Security’s not on the roadmap

Somewhere in a planning session, security earns a line on a slide — Q3, hardening, after launch, backlog, nice-to-have when the core is stable. As if incidents respect your quarter boundaries. As if non-functional were a polite synonym for optional when we’re busy.

Don’t get me wrong: roadmaps coordinate people and time. They don’t grant immunity. Security is not the feature you ship when the fun features are done; it is part of what makes the product legitimate in the first place. The same instinct that keeps you from deferring the database to a future sprint is the one that should treat assurance as structure, not garnish.

What I have often seen under-taught in universities and bootcamps — your mileage will vary by program and region — is what the job now demands every day: secure-by-design — choices that still make sense when the diagram is outdated; deny-by-default — the closed door is the normal state until a rule opens it; assume breach — you build as if someone is already past the perimeter, because one day they might be. None of that arrives as a single dependency you add on Tuesday. It is a mindset you rehearse until it feels as obvious as running the tests before you merge.

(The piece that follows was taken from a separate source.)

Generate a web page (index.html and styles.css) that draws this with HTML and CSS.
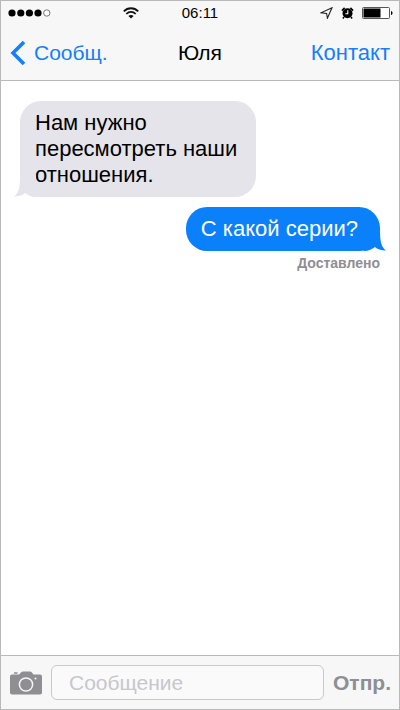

After time, what people fight over is often information: credentials, health records, strategy, the quiet metadata that maps who talks to whom. If you sell trust, reliability, enterprise-ready, you are already selling security — not as a slogan, but as the promise that someone else’s data will not become someone else’s lesson. Skimping there is not efficiency; it is arguing with your own pitch.

Security is non-negotiable in the same way the integrity of your build is: not a checkbox for the auditor, not a paragraph copied into the RFP, but one of the foundations modern software stands on. Treat it as truly important — not another line item to tick and forget. Schedule it, review it, fight for it in design meetings when the room wants to move on. When you do, the roadmap stops being the place where security appears — it becomes the ledger of work you already assumed from day one.

Not something you announce. Something you always uphold.